--- PROBLEM TO SOLVE ---
Using the listing below, extract each line that has the word "styles" in it.

--- DATA SEGMENT ---
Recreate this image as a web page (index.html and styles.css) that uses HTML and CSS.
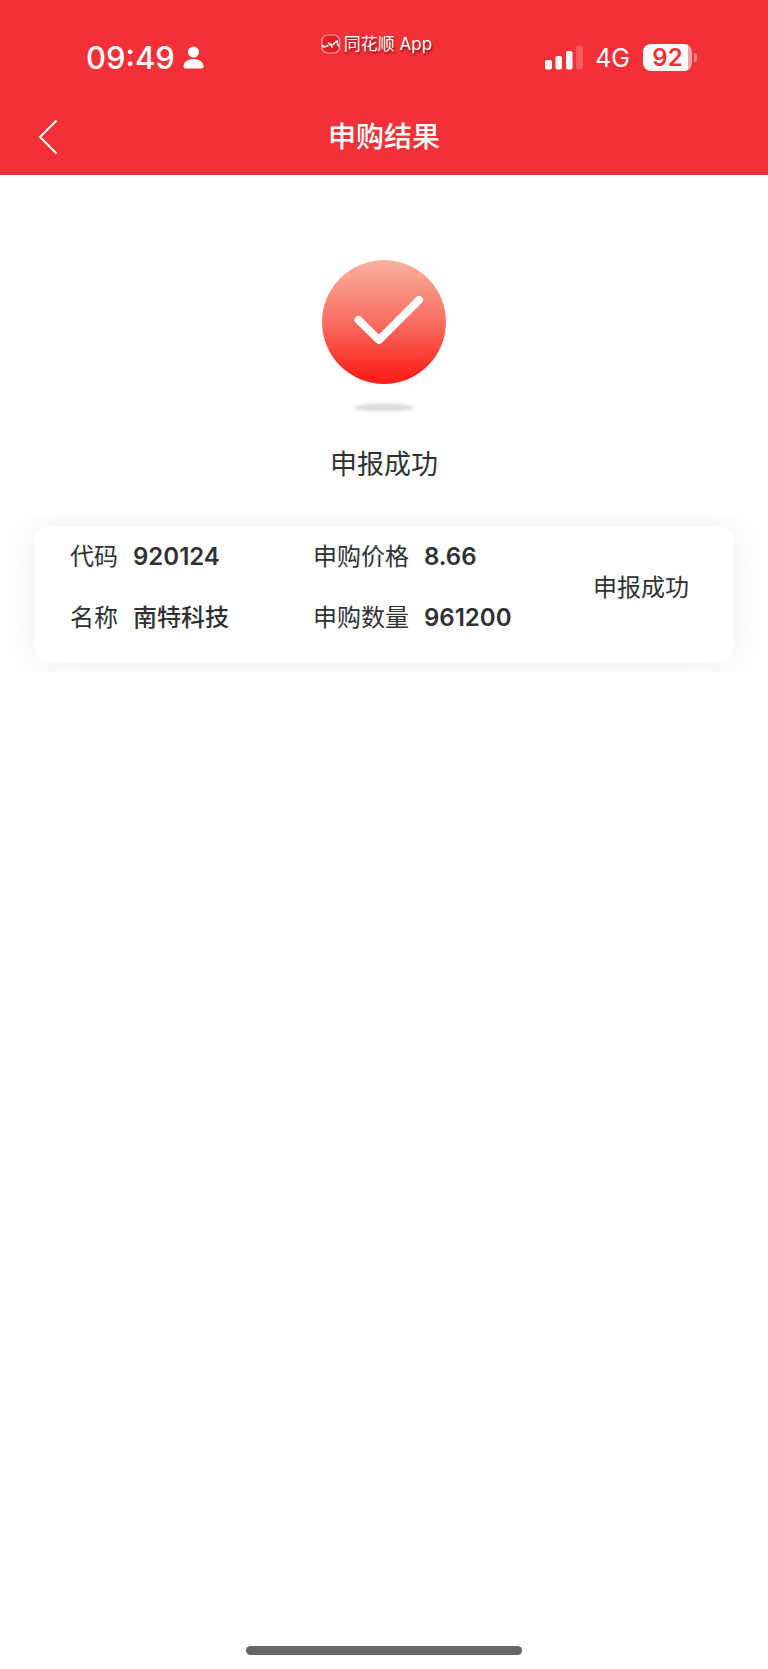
FILE: index.html
```html
<!DOCTYPE html>
<html lang="zh-CN">
<head>
    <meta charset="UTF-8">
    <meta name="viewport" content="width=device-width, initial-scale=1.0">
    <title>申购结果</title>
    <link rel="stylesheet" href="styles.css">
</head>
<body>
    <header class="header">
        <div class="status-bar">
            <div class="status-left">
                <span class="time">09:49</span>
                <svg class="person" viewBox="0 0 21 23" aria-hidden="true">
                    <circle cx="10.500" cy="6" r="5.500" fill="#fff"/>
                    <path d="M0.500 20.500C0.500 16 5 13 10.500 13S20.500 16 20.500 20.500Q20.500 22.500 18.500 22.500H2.500Q0.500 22.500 0.500 20.500Z" fill="#fff"/>
                </svg>
            </div>
            <div class="app-mark">
                <svg class="app-logo" viewBox="0 0 20 20" aria-hidden="true">
                    <rect x="1" y="1" width="17.500" height="18" rx="5.500" fill="#dc2024" stroke="#f9a3a6" stroke-width="1.200"/>
                    <path d="M1.500 11.500L3.500 13M5 12.500L7 11.500M7.500 9L9 10.500M10 10L11 13M12 10.500L14 8.500M16.500 10L17.500 12" fill="none" stroke="#fff" stroke-width="1.600" stroke-linecap="round"/>
                    <path d="M14 7L17 6V9L14.500 9Z" fill="#fff"/>
                </svg>
                <span>同花顺 App</span>
            </div>
            <div class="status-right">
                <svg class="signal" viewBox="0 0 38 25" aria-hidden="true">
                    <rect x="0" y="15" width="7" height="9.500" rx="2" fill="#fff"/>
                    <rect x="10.500" y="11" width="6.500" height="13.500" rx="2" fill="#fff"/>
                    <rect x="21" y="6" width="6.500" height="18.500" rx="2" fill="#fff"/>
                    <rect x="31" y="0.500" width="7" height="24" rx="2" fill="#f65a61"/>
                </svg>
                <span class="network">4G</span>
                <div class="battery">
                    <span class="battery-level">92</span>
                    <span class="battery-tip"></span>
                </div>
            </div>
        </div>
        <nav class="nav-bar">
            <button class="back-button" type="button" aria-label="返回">
                <svg viewBox="0 0 20 36" aria-hidden="true">
                    <path d="M18.500 1.500L2 18L18.500 34.500" fill="none" stroke="#fff" stroke-width="2"/>
                </svg>
            </button>
            <h1>申购结果</h1>
        </nav>
    </header>

    <main class="main">
        <section class="result">
            <svg class="result-icon" viewBox="0 0 124 156" aria-hidden="true">
                <defs>
                    <linearGradient id="circleFill" x1="0" y1="0" x2="0" y2="1">
                        <stop offset="0" stop-color="#f9b49f"/>
                        <stop offset="0.500" stop-color="#f86e62"/>
                        <stop offset="0.920" stop-color="#fa241f"/>
                        <stop offset="1" stop-color="#fb1d19"/>
                    </linearGradient>
                    <filter id="soften" x="-20%" y="-100%" width="140%" height="300%">
                        <feGaussianBlur stdDeviation="1.800"/>
                    </filter>
                </defs>
                <circle cx="62" cy="62" r="62" fill="url(#circleFill)"/>
                <path d="M36.500 60L57 80L97 40" fill="none" stroke="#fff" stroke-width="8" stroke-linecap="round" stroke-linejoin="round"/>
                <ellipse cx="62" cy="147.500" rx="30" ry="4" fill="#dcdcdc" filter="url(#soften)"/>
            </svg>
            <h2>申报成功</h2>
        </section>

        <section class="card-wrap">
            <div class="card">
                <dl class="fields">
                    <div class="field"><dt>代码</dt><dd>920124</dd></div>
                    <div class="field"><dt>名称</dt><dd class="name">南特科技</dd></div>
                </dl>
                <dl class="fields">
                    <div class="field"><dt>申购价格</dt><dd>8.66</dd></div>
                    <div class="field"><dt>申购数量</dt><dd>961200</dd></div>
                </dl>
                <p class="state">申报成功</p>
            </div>
        </section>
    </main>

    <footer class="footer">
        <div class="home-bar"></div>
    </footer>
</body>
</html>
```
FILE: styles.css
```css
* {
    box-sizing: border-box;
}

body {
    margin: 0;
    min-height: 100vh;
    display: flex;
    flex-direction: column;
    font-family: Inter, "Noto Sans CJK SC", sans-serif;
    color: #303133;
    background-color: #fff;
}

h1, h2, p, dl, dd {
    margin: 0;
}

.header {
    background-color: #f23038;
    color: #fff;
}

.status-bar {
    display: grid;
    grid-template-columns: 1fr auto 1fr;
    align-items: center;
    height: 100px;
    padding-top: 15px;
}

.status-left {
    display: flex;
    align-items: center;
    gap: 8px;
    padding-left: 86px;
}

.time {
    font-size: 31px;
    line-height: 40px;
    font-weight: 500;
}

.person {
    width: 21px;
    height: 23px;
}

.app-mark {
    display: flex;
    align-items: center;
    align-self: start;
    gap: 3px;
    padding: 17px 15px 0 0;
    font-size: 17px;
    line-height: 24px;
    text-shadow: 1px 2px 2px rgba(60, 0, 0, 0.6);
}

.app-logo {
    width: 20px;
    height: 20px;
}

.status-right {
    display: flex;
    align-items: center;
    justify-content: flex-end;
    padding-right: 71px;
}

.signal {
    width: 38px;
    height: 25px;
    margin-right: 12px;
}

.network {
    margin-right: 13px;
    font-size: 25px;
    line-height: 32px;
}

.battery {
    display: flex;
    align-items: center;
    gap: 2px;
}

.battery-level {
    width: 49px;
    border-radius: 8px;
    background: linear-gradient(to right, #fff 92%, #f9a0a4 92%);
    color: #f23038;
    font-size: 24px;
    line-height: 27px;
    font-weight: 600;
    text-align: center;
}

.battery-tip {
    width: 3px;
    height: 9px;
    border-radius: 0 4px 4px 0;
    background-color: #f78388;
}

.nav-bar {
    display: grid;
    grid-template-columns: 1fr auto 1fr;
    align-items: center;
    height: 75px;
    padding-bottom: 1px;
}

.back-button {
    justify-self: start;
    display: flex;
    margin-left: 32px;
    padding: 6px;
    border: none;
    background: none;
    cursor: pointer;
}

.back-button svg {
    width: 20px;
    height: 36px;
}

.nav-bar h1 {
    font-size: 28px;
    line-height: 40px;
    font-weight: 500;
}

.main {
    flex: 1;
}

.result {
    display: flex;
    flex-direction: column;
    align-items: center;
    padding-top: 85px;
}

.result-icon {
    width: 124px;
    height: 156px;
}

.result h2 {
    margin-top: 29px;
    font-size: 27px;
    line-height: 40px;
    font-weight: 400;
}

/* the soft shadow is cut off above and below the card */
.card-wrap {
    margin-top: 31px;
    padding: 10px 35px;
    overflow: hidden;
}

.card {
    display: grid;
    grid-template-columns: 243fr 280fr 105fr;
    padding: 13px 35px 26px;
    border-radius: 14px;
    background-color: #fff;
    box-shadow: 0 0 36px rgba(0, 0, 0, 0.08);
    font-size: 24px;
    line-height: 36px;
}

.fields {
    display: flex;
    flex-direction: column;
    gap: 25px;
}

.field {
    display: flex;
    gap: 15px;
}

.field dd {
    font-weight: 600;
}

.field .name {
    font-weight: 500;
}

.state {
    align-self: center;
    white-space: nowrap;
}

.footer {
    display: flex;
    justify-content: center;
    padding-bottom: 14px;
}

.home-bar {
    width: 36%;
    height: 9px;
    border-radius: 5px;
    background-color: #666;
}
```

--- FULL SOLUTION ---
Recreate this image as a web page (index.html and styles.css) that uses HTML and CSS.
    <link rel="stylesheet" href="styles.css">
FILE: styles.css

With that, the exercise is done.